Reproduce the lines exactly, beginning with the line that has "Convert this screenshot" and ending with the line that has "const isLatin = (s: string)". Images are left out.

********

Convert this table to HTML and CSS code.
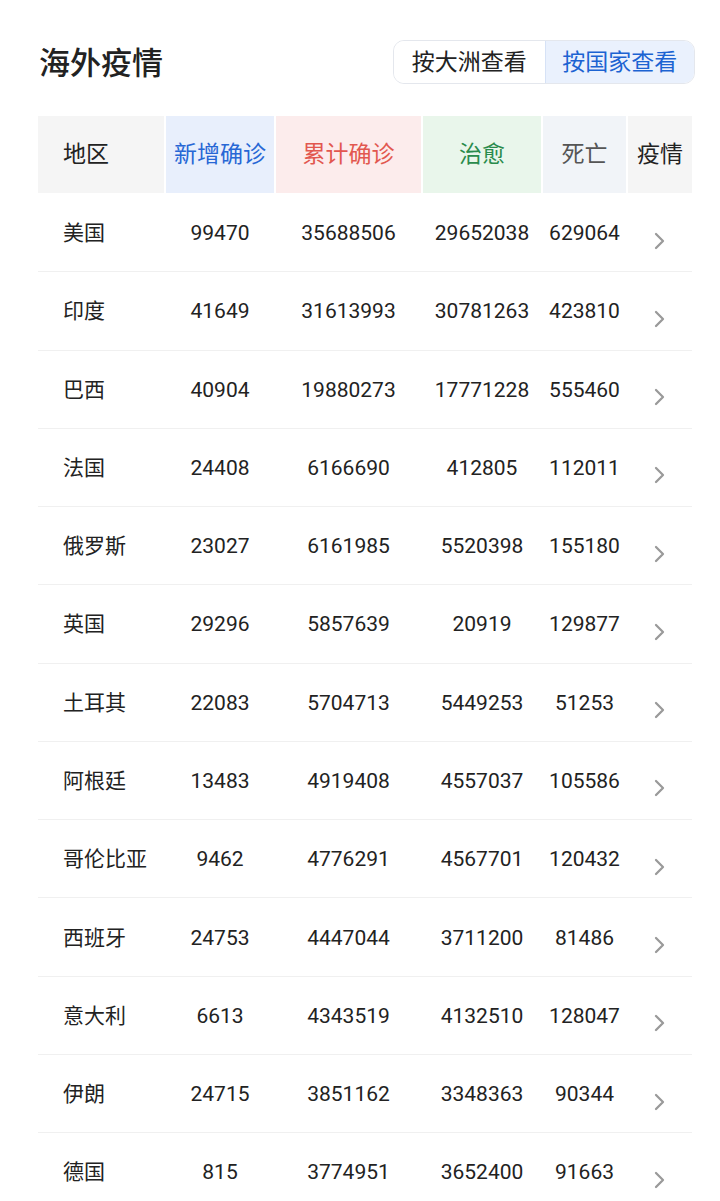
FILE: index.html
```html
<!DOCTYPE html>
<html lang="zh-CN">
<head>
<meta charset="utf-8">
<title>海外疫情</title>
<link rel="stylesheet" href="styles.css">
</head>
<body>
<div class="page">
  <div class="top">
    <h1 class="title">海外疫情</h1>
    <div class="toggle">
      <span class="seg">按大洲查看</span>
      <span class="seg active">按国家查看</span>
    </div>
  </div>
  <div class="table">
    <div class="row head">
      <div class="hc c-name">地区</div>
      <div class="hc c-new">新增确诊</div>
      <div class="hc c-total">累计确诊</div>
      <div class="hc c-cure">治愈</div>
      <div class="hc c-dead">死亡</div>
      <div class="hc c-more">疫情</div>
    </div>
    <div class="row"><div class="name">美国</div><div class="num">99470</div><div class="num">35688506</div><div class="num">29652038</div><div class="num">629064</div><div class="arrow"><svg viewBox="0 0 12 18" width="12" height="18"><polyline points="2,2 9,9 2,16"/></svg></div></div>
    <div class="row"><div class="name">印度</div><div class="num">41649</div><div class="num">31613993</div><div class="num">30781263</div><div class="num">423810</div><div class="arrow"><svg viewBox="0 0 12 18" width="12" height="18"><polyline points="2,2 9,9 2,16"/></svg></div></div>
    <div class="row"><div class="name">巴西</div><div class="num">40904</div><div class="num">19880273</div><div class="num">17771228</div><div class="num">555460</div><div class="arrow"><svg viewBox="0 0 12 18" width="12" height="18"><polyline points="2,2 9,9 2,16"/></svg></div></div>
    <div class="row"><div class="name">法国</div><div class="num">24408</div><div class="num">6166690</div><div class="num">412805</div><div class="num">112011</div><div class="arrow"><svg viewBox="0 0 12 18" width="12" height="18"><polyline points="2,2 9,9 2,16"/></svg></div></div>
    <div class="row"><div class="name">俄罗斯</div><div class="num">23027</div><div class="num">6161985</div><div class="num">5520398</div><div class="num">155180</div><div class="arrow"><svg viewBox="0 0 12 18" width="12" height="18"><polyline points="2,2 9,9 2,16"/></svg></div></div>
    <div class="row"><div class="name">英国</div><div class="num">29296</div><div class="num">5857639</div><div class="num">20919</div><div class="num">129877</div><div class="arrow"><svg viewBox="0 0 12 18" width="12" height="18"><polyline points="2,2 9,9 2,16"/></svg></div></div>
    <div class="row"><div class="name">土耳其</div><div class="num">22083</div><div class="num">5704713</div><div class="num">5449253</div><div class="num">51253</div><div class="arrow"><svg viewBox="0 0 12 18" width="12" height="18"><polyline points="2,2 9,9 2,16"/></svg></div></div>
    <div class="row"><div class="name">阿根廷</div><div class="num">13483</div><div class="num">4919408</div><div class="num">4557037</div><div class="num">105586</div><div class="arrow"><svg viewBox="0 0 12 18" width="12" height="18"><polyline points="2,2 9,9 2,16"/></svg></div></div>
    <div class="row"><div class="name">哥伦比亚</div><div class="num">9462</div><div class="num">4776291</div><div class="num">4567701</div><div class="num">120432</div><div class="arrow"><svg viewBox="0 0 12 18" width="12" height="18"><polyline points="2,2 9,9 2,16"/></svg></div></div>
    <div class="row"><div class="name">西班牙</div><div class="num">24753</div><div class="num">4447044</div><div class="num">3711200</div><div class="num">81486</div><div class="arrow"><svg viewBox="0 0 12 18" width="12" height="18"><polyline points="2,2 9,9 2,16"/></svg></div></div>
    <div class="row"><div class="name">意大利</div><div class="num">6613</div><div class="num">4343519</div><div class="num">4132510</div><div class="num">128047</div><div class="arrow"><svg viewBox="0 0 12 18" width="12" height="18"><polyline points="2,2 9,9 2,16"/></svg></div></div>
    <div class="row"><div class="name">伊朗</div><div class="num">24715</div><div class="num">3851162</div><div class="num">3348363</div><div class="num">90344</div><div class="arrow"><svg viewBox="0 0 12 18" width="12" height="18"><polyline points="2,2 9,9 2,16"/></svg></div></div>
    <div class="row"><div class="name">德国</div><div class="num">815</div><div class="num">3774951</div><div class="num">3652400</div><div class="num">91663</div><div class="arrow"><svg viewBox="0 0 12 18" width="12" height="18"><polyline points="2,2 9,9 2,16"/></svg></div></div>
  </div>
</div>
</body>
</html>
```
FILE: styles.css
```css
* { box-sizing: border-box; }
html, body {
  margin: 0;
  padding: 0;
  background: #fff;
  height: 1201px;
  overflow: hidden;
}
body {
  font-family: Roboto, "Noto Sans CJK SC", "Noto Sans", sans-serif;
  color: #222;
}
.page {
  padding: 40px 25px 0 38px;
}
.top {
  display: flex;
  justify-content: space-between;
  align-items: center;
  height: 44px;
}
.title {
  margin: 0 0 0 1px;
  padding-bottom: 4px;
  font-family: "Noto Sans CJK SC", sans-serif;
  font-size: 31px;
  font-weight: 500;
  color: #222;
  line-height: 1;
}
.toggle {
  display: flex;
  height: 44px;
  width: 302px;
  border: 1.5px solid #e4e7ed;
  border-radius: 11px;
  overflow: hidden;
}
.seg {
  display: flex;
  align-items: center;
  justify-content: center;
  padding-bottom: 4px;
  font-family: "Noto Sans CJK SC", sans-serif;
  font-size: 23px;
  color: #222;
  width: 151px;
  background: #fff;
}
.seg.active {
  width: 150px;
  color: #1c63d2;
  background: #eaf1fd;
  border-left: 1.5px solid #d6e2f6;
}
.table {
  margin-top: 32px;
  width: 654px;
}
.row {
  display: grid;
  grid-template-columns: 126px 108px 145px 118px 83px 64px;
  column-gap: 2px;
  height: 78.27px;
  border-bottom: 1px solid #f0f0f0;
  align-items: center;
}
.row.head {
  height: 77px;
  border-bottom: none;
  align-items: stretch;
  margin-bottom: 1px;
}
.hc {
  display: flex;
  align-items: center;
  justify-content: center;
  padding-bottom: 5px;
  font-family: "Noto Sans CJK SC", sans-serif;
  font-size: 23px;
}
.c-name { background: #f5f5f5; justify-content: flex-start; padding-left: 25px; color: #222; }
.c-new { background: #e8effc; color: #2767d5; }
.c-total { background: #fcecec; color: #e2574f; }
.c-cure { background: #e9f6eb; color: #2a8b4c; }
.c-dead { background: #f1f4f8; color: #555; }
.c-more { background: #f5f5f5; color: #222; }
.name {
  padding-left: 25px;
  font-family: "Noto Sans CJK SC", sans-serif;
  font-size: 21px;
  color: #222;
  margin-top: -3px;
}
.num {
  text-align: center;
  font-size: 21px;
  color: #222;
  margin-top: 1px;
}
.arrow {
  display: flex;
  justify-content: center;
  padding-top: 16px;
}
.arrow svg polyline {
  fill: none;
  stroke: #9a9a9a;
  stroke-width: 2.3;
  stroke-linecap: round;
  stroke-linejoin: round;
}
```
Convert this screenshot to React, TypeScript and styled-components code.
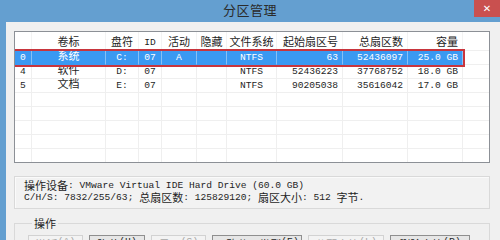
import React from 'react';
import styled, { createGlobalStyle } from 'styled-components';

const CJK = '"Noto Sans CJK SC", "Noto Sans", sans-serif';
const MONO = '"Liberation Mono", "Noto Sans CJK SC", monospace';

const GlobalStyle = createGlobalStyle`
    html, body {
        margin: 0;
        padding: 0;
        background: #ffffff;
    }
    body {
        font-family: ${CJK};
    }
`;

const COLUMNS = '17px 74px 33px 23px 35px 30px 50px 66px 65px 55px';
const ALIGN = ['center', 'center', 'center', 'center', 'center', 'center', 'center', 'flex-end', 'flex-end', 'flex-end'];
const HEADERS = ['', '卷标', '盘符', 'ID', '活动', '隐藏', '文件系统', '起始扇区号', '总扇区数', '容量'];

const partitions = [
    ['0', '系统', 'C:', '07', 'A', '', 'NTFS', '63', '52436097', '25.0 GB'],
    ['4', '软件', 'D:', '07', '', '', 'NTFS', '52436223', '37768752', '18.0 GB'],
    ['5', '文档', 'E:', '07', '', '', 'NTFS', '90205038', '35616042', '17.0 GB'],
];

const EMPTY_ROWS = 5;

const buttons = [
    { label: '激活', key: 'A', width: 55, disabled: true },
    { label: '隐藏', key: 'H', width: 56, disabled: false },
    { label: '显示', key: 'S', width: 55, disabled: true },
    { label: '更改分区类型', key: 'E', width: 90, disabled: false },
    { label: '分配盘符', key: 'L', width: 76, disabled: true },
    { label: '删除盘符', key: 'R', width: 80, disabled: false },
];

const isLatin = (s: string) => /^[\x00-\x7f]*$/.test(s);

const App = () => {
    return (
        <Window>
            <GlobalStyle/>
            <TitleBar>
                <span/>
                <Title>分区管理</Title>
                <CloseButton>✕</CloseButton>
            </TitleBar>
            <Frame>
                <Body>
                    <ListBox>
                        <HeaderRow>
                            <RowCells>
                                {HEADERS.map((h, i) => (
                                    <HeaderCell key={i} $align={ALIGN[i]} $mono={isLatin(h)}>{h}</HeaderCell>
                                ))}
                            </RowCells>
                            <Filler/>
                        </HeaderRow>
                        {partitions.map((row, r) => (
                            <Row key={r}>
                                <RowCells $selected={r === 0}>
                                    {row.map((value, i) => (
                                        <Cell key={i}
                                            $align={ALIGN[i]}
                                            $mono={isLatin(value)}
                                            $selected={r === 0}
                                        >
                                            {value}
                                        </Cell>
                                    ))}
                                </RowCells>
                                <Filler/>
                            </Row>
                        ))}
                        {Array.from({ length: EMPTY_ROWS }).map((_, r) => (
                            <Row key={'e' + r}>
                                <RowCells>
                                    {ALIGN.map((a, i) => <Cell key={i} $align={a} $mono/>)}
                                </RowCells>
                                <Filler/>
                            </Row>
                        ))}
                    </ListBox>
                    <InfoBox>
                        <InfoLine>
                            <Han>操作设备</Han><Mono>: VMware Virtual IDE Hard Drive (60.0 GB)</Mono>
                        </InfoLine>
                        <InfoLine>
                            <Mono>C/H/S: 7832/255/63; </Mono><Han>总扇区数</Han><Mono>: 125829120; </Mono><Han>扇区大小</Han><Mono>: 512 </Mono><Han>字节</Han><Mono>.</Mono>
                        </InfoLine>
                    </InfoBox>
                    <Group>
                        <Legend>操作</Legend>
                        <ButtonRow>
                            {buttons.map(b => (
                                <ActionButton key={b.key} $width={b.width} disabled={b.disabled}>
                                    {b.label}<Mono>({b.key})</Mono>
                                </ActionButton>
                            ))}
                        </ButtonRow>
                    </Group>
                </Body>
            </Frame>
        </Window>
    );
};

const Window = styled.div`
    width: 500px;
    height: 240px;
    overflow: hidden;
    display: flex;
    flex-direction: column;
    background: #649fd0;
`;

const TitleBar = styled.div`
    height: 22px;
    flex: none;
    display: grid;
    grid-template-columns: 1fr auto 1fr;
    align-items: start;
    background: #649fd0;
`;

const Title = styled.div`
    font-family: ${CJK};
    font-size: 13px;
    line-height: 19px;
    color: #2b2b2b;
    letter-spacing: 0.5px;
`;

const CloseButton = styled.div`
    justify-self: end;
    width: 26px;
    height: 17px;
    background: #c9504f;
    color: #ffffff;
    font-family: "DejaVu Sans", sans-serif;
    font-size: 10px;
    font-weight: bold;
    line-height: 17px;
    text-align: center;
`;

const Frame = styled.div`
    flex: 1;
    display: flex;
    padding-left: 6px;
    min-height: 0;
`;

const Body = styled.div`
    flex: 1;
    display: flex;
    flex-direction: column;
    background: #f0f0f0;
    padding: 9px 10px 0 8px;
`;

const ListBox = styled.div`
    height: 132px;
    flex: none;
    box-sizing: border-box;
    border: 1px solid #8c9096;
    background: #ffffff;
    overflow: hidden;
`;

const Row = styled.div`
    display: flex;
    height: 14px;
`;

const HeaderRow = styled(Row)`
    height: 19px;
`;

const RowCells = styled.div<{ $selected?: boolean }>`
    display: grid;
    grid-template-columns: ${COLUMNS};
    height: 100%;
    box-sizing: border-box;
    background: ${p => p.$selected ? '#3a99f2' : 'transparent'};
    outline: ${p => p.$selected ? '2px solid #c8353d' : 'none'};
    outline-offset: 0;
    position: relative;
    z-index: ${p => p.$selected ? 1 : 0};
`;

const Cell = styled.div<{ $align: string; $mono?: boolean; $selected?: boolean }>`
    box-sizing: border-box;
    height: 14px;
    padding: ${p => p.$mono ? '0 4px' : '0 4px 5px'};
    display: flex;
    align-items: center;
    justify-content: ${p => p.$align};
    white-space: nowrap;
    font-family: ${p => p.$mono ? MONO : CJK};
    font-size: ${p => p.$mono ? '9.6px' : '11px'};
    line-height: 1;
    color: ${p => p.$selected ? '#ffffff' : '#1e1e1e'};
    border-right: 1px solid ${p => p.$selected ? '#86c0f5' : '#efefef'};
    border-bottom: 1px solid ${p => p.$selected ? 'transparent' : '#efefef'};
`;

const HeaderCell = styled(Cell)`
    height: 19px;
    padding-top: ${p => p.$mono ? '2px' : '0'};
    padding-bottom: ${p => p.$mono ? '0' : '1px'};
    border-bottom: none;
    border-right: 1px solid #f3f3f3;
`;

const Filler = styled.div`
    flex: 1;
    border-bottom: 1px solid #efefef;
`;

const InfoBox = styled.div`
    margin-top: 13px;
    height: 33px;
    flex: none;
    box-sizing: border-box;
    padding: 3px 9px;
    border: 1px solid #d9d9d9;
    box-shadow: inset 1px 1px 0 #fafafa;
    background: #f2f2f2;
`;

const InfoLine = styled.div`
    height: 12px;
    display: flex;
    align-items: center;
    white-space: nowrap;
    color: #1e1e1e;
`;

const Han = styled.span`
    font-family: ${CJK};
    font-size: 11px;
    line-height: 1;
    position: relative;
    top: -1px;
`;

const Mono = styled.span`
    font-family: ${MONO};
    font-size: 9.6px;
    line-height: 1;
    white-space: pre;
`;

const Group = styled.fieldset`
    margin: 7px 0 0;
    padding: 5px 0 0 13px;
    border: 1px solid #d9d9d9;
    min-width: 0;
`;

const Legend = styled.legend`
    margin-left: 4px;
    padding: 0 2px;
    font-family: ${CJK};
    font-size: 11px;
    line-height: 14px;
    color: #1e1e1e;
`;

const ButtonRow = styled.div`
    display: flex;
    gap: 6px;
`;

const ActionButton = styled.button<{ $width: number }>`
    width: ${p => p.$width}px;
    height: 20px;
    padding: 1px 0 0;
    display: flex;
    align-items: flex-start;
    justify-content: center;
    box-sizing: border-box;
    border: 1px solid #8f8f8f;
    background: #e6e6e6;
    font-family: ${CJK};
    font-size: 11px;
    line-height: 14px;
    color: #1e1e1e;
    white-space: nowrap;

    &:disabled {
        border-color: #d2d2d2;
        background: #f3f3f3;
        color: #a6a6a6;
    }
`;

export default App;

********

#### The response
Convert this screenshot to React, TypeScript and styled-components code.
import React from 'react';
import styled, { createGlobalStyle } from 'styled-components';

const CJK = '"Noto Sans CJK SC", "Noto Sans", sans-serif';
const MONO = '"Liberation Mono", "Noto Sans CJK SC", monospace';

const GlobalStyle = createGlobalStyle`
    html, body {
        margin: 0;
        padding: 0;
        background: #ffffff;
    }
    body {
        font-family: ${CJK};
    }
`;

const COLUMNS = '17px 74px 33px 23px 35px 30px 50px 66px 65px 55px';
const ALIGN = ['center', 'center', 'center', 'center', 'center', 'center', 'center', 'flex-end', 'flex-end', 'flex-end'];
const HEADERS = ['', '卷标', '盘符', 'ID', '活动', '隐藏', '文件系统', '起始扇区号', '总扇区数', '容量'];

const partitions = [
    ['0', '系统', 'C:', '07', 'A', '', 'NTFS', '63', '52436097', '25.0 GB'],
    ['4', '软件', 'D:', '07', '', '', 'NTFS', '52436223', '37768752', '18.0 GB'],
    ['5', '文档', 'E:', '07', '', '', 'NTFS', '90205038', '35616042', '17.0 GB'],
];

const EMPTY_ROWS = 5;

const buttons = [
    { label: '激活', key: 'A', width: 55, disabled: true },
    { label: '隐藏', key: 'H', width: 56, disabled: false },
    { label: '显示', key: 'S', width: 55, disabled: true },
    { label: '更改分区类型', key: 'E', width: 90, disabled: false },
    { label: '分配盘符', key: 'L', width: 76, disabled: true },
    { label: '删除盘符', key: 'R', width: 80, disabled: false },
];

const isLatin = (s: string) => /^[\x00-\x7f]*$/.test(s);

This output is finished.